Exchange Currency

Bank of Namibia

The Bank of Namibia was established in 1993 to replace the never opened Namibia Reserve Bank. The Bank of Namibia is the only institution that is permitted to issue the Namibian dollar by authority that has been given to it under an Act of the Namibian Parliament. The head of the Bank of Namibia is the Governor of the Bank of Namibia. Tom Alweendo has been Governor since 1997.

The Bank is engaged in policies to promote financial inclusion and is a member of the Alliance for Financial Inclusion. On March 5, 2012 the Bank of Namibia announced it would be making specific commitments to financial inclusion under the Maya Declaration.

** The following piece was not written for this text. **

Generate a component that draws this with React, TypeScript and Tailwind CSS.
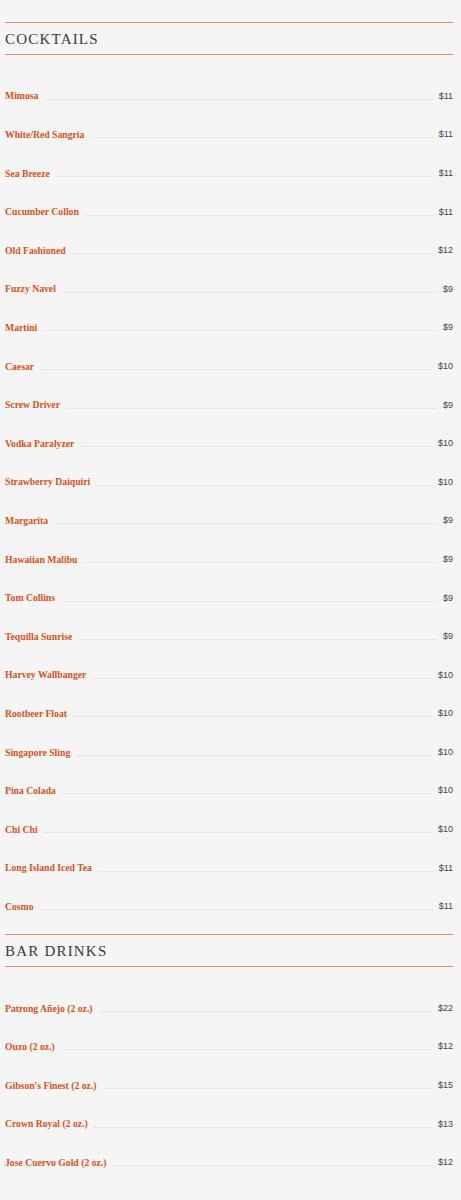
import React from "react";

const cocktails: [string, string][] = [
  ["Mimosa", "$11"],
  ["White/Red Sangria", "$11"],
  ["Sea Breeze", "$11"],
  ["Cucumber Collon", "$11"],
  ["Old Fashioned", "$12"],
  ["Fuzzy Navel", "$9"],
  ["Martini", "$9"],
  ["Caesar", "$10"],
  ["Screw Driver", "$9"],
  ["Vodka Paralyzer", "$10"],
  ["Strawberry Daiquiri", "$10"],
  ["Margarita", "$9"],
  ["Hawaiian Malibu", "$9"],
  ["Tom Collins", "$9"],
  ["Tequilla Sunrise", "$9"],
  ["Harvey Wallbanger", "$10"],
  ["Rootbeer Float", "$10"],
  ["Singapore Sling", "$10"],
  ["Pina Colada", "$10"],
  ["Chi Chi", "$10"],
  ["Long Island Iced Tea", "$11"],
  ["Cosmo", "$11"],
];

const bar: [string, string][] = [
  ["Patrong Añejo (2 oz.)", "$22"],
  ["Ouzo (2 oz.)", "$12"],
  ["Gibson's Finest (2 oz.)", "$15"],
  ["Crown Royal (2 oz.)", "$13"],
  ["Jose Cuervo Gold (2 oz.)", "$12"],
];

function Section({ title, items }: { title: string; items: [string, string][] }) {
  return (
    <section>
      <div className="border-t border-b border-[#e58f68] h-[33px] flex items-center">
        <h2 className="font-['Liberation_Serif',serif] text-[15px] tracking-[0.08em] text-[#3a3a3a] uppercase leading-none pt-[1px]">
          {title}
        </h2>
      </div>
      <ul className="pt-[22px] pb-[8px]">
        {items.map(([name, price]) => (
          <li key={name} className="h-[38.6px] flex items-center">
            <span className="font-['Liberation_Serif',serif] font-bold text-[9.7px] text-[#d4521c] leading-none">
              {name}
            </span>
            <span className="flex-1 mx-[6px] border-b border-dotted border-[#f0d2c4] translate-y-[3px]"></span>
            <span className="font-['Liberation_Sans',sans-serif] text-[9px] text-[#444] leading-none">
              {price}
            </span>
          </li>
        ))}
      </ul>
    </section>
  );
}

export default function App() {
  return (
    <div className="bg-[#f5f5f5] min-h-[1200px] pt-[22px] pl-[5px] pr-[8px]">
      <Section title="Cocktails" items={cocktails} />
      <Section title="Bar Drinks" items={bar} />
    </div>
  );
}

The Bank is responsible for:

  • formulating and implementing monetary policy;
  • issuing banknotes and coin;
  • supervising the banking sector;
  • ensuring the effective functioning of the national payment system;
  • managing foreign-exchange reserves;
  • acting as banker to the government;
  • administering the country's remaining exchange controls.

Vision
Vision of the Bank of Namibia is to be a center of excellence – a professional and credible institution – working in the public interest, and supporting the achievement of the national economic development goals.

Mission
In support of economic growth and development their mandate is to promote price stability, efficient payment systems, effective banking supervision, reserves management and economic research in order to proactively offer relevant financial and fiscal advice to all our stakeholders.

Values
In the Bank of Namibia is said high performance impact in the context of teamwork, uphold open communication, diversity and integrity. They care for each other’s well-being, and we value excellence.

Objectives
The objective of the central bank of Namibia, according the Namibian Constitution, is to “serve as the State’s principle instrument to control the money supply, the currency and the institutions of finance, and to perform all other functions ordinarily performed by a central bank”.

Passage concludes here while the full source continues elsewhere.